Yes, I said it… It’s time to talk about the dreaded stamp duty tax. Listen up if you’re a first-timer in the buy to let industry and want to learn about exactly how much you’ll be paying on your initial investment in property.
Stamp duty is a very complex tax with all sorts of bands, rates and exemptions. It’s easy to get bogged down and confused, not just about how much you’ll be paying, but when trying to decipher which category you fall into in the first place.
Everybody wants to know, ‘could I be exempt from stamp duty if it’s my first time investing?’. The answer is, technically — yes. The tax is not owed on student properties as they are purposely built for student accommodation. So, if your next investment is going to be in a trendy apartment in a development specifically prohibited to undergrad and postgrad tenants, you won’t have to pay any stamp duty.
If you’re taking the residential path however, the circumstances are a little different. Always remember the golden rule; you’re not considered a first-time buyer if you already own a main residence! As an investor, it’s likely that you’ll already own a flat or house. However, this means that despite embarking on your primary buy to let investment, you are not thought of as a first-timer any longer.
Plus, the policy for stamp duty states that even if you’ve never purchased a property (personal or buy to let), you will still have to pay stamp duty on your opening buy to let property investment.

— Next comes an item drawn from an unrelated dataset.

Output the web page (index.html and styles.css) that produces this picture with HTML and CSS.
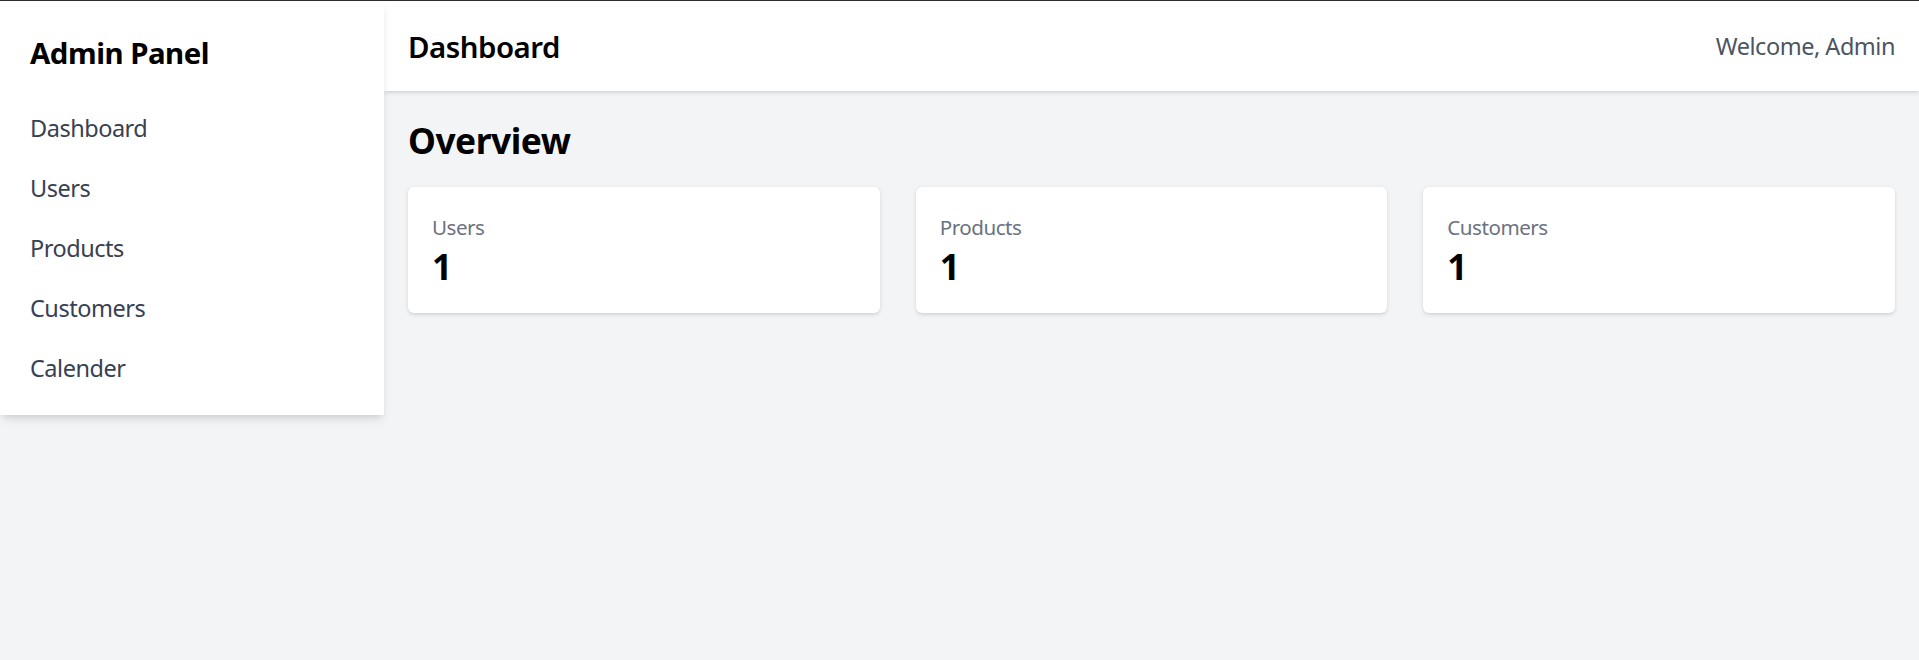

The exemption up to £300,000 on property that so many are talking about is only applicable to those who are buying their first ever personal home or apartment. When I say personal, I mean a residential property that is not going to be let to an external tenant. Those stepping onto the property ladder won’t pay anything on the portion of a property up to £300,000, and will only pay a discounted rate of 5% on any portions thereafter until £500,000.
Unfortunately, this just isn’t the case in the buy to let industry. A key difference between standard and buy to let residential stamp duty is the first banding on which you’ll start to pay the tax. As mentioned, for standard properties, you don’t pay anything until after £300,000 if you’re a first-time buyer or £125,000 for additional property buyers, but you must pay stamp duty on any properties above £40,000 for buy to let.
Another major dissimilarity is that residential single property stamp duty is paid at a lower rate than buy to let. Don’t just assume that buy to let rates mirror the stamp duty tax rates for regular properties. You should expect a 3% increase on the basic rate across all tax bandings in buy to let.
This essentially means that, if you have never bought any kind of property before, and your buy to let investment is going to be below £40,000, you could be exempt from stamp duty tax as 0% is paid on £39,999.99 and under.
Luckily, many investment companies have comprehensive Stamp Duty Calculators that works out how much you’ll be paying based on what category you qualify and your property purchase price. Although, you should still consult an experienced legal agent when working out how much stamp duty you’ll have to pay on your first buy to let property, or any property for that matter.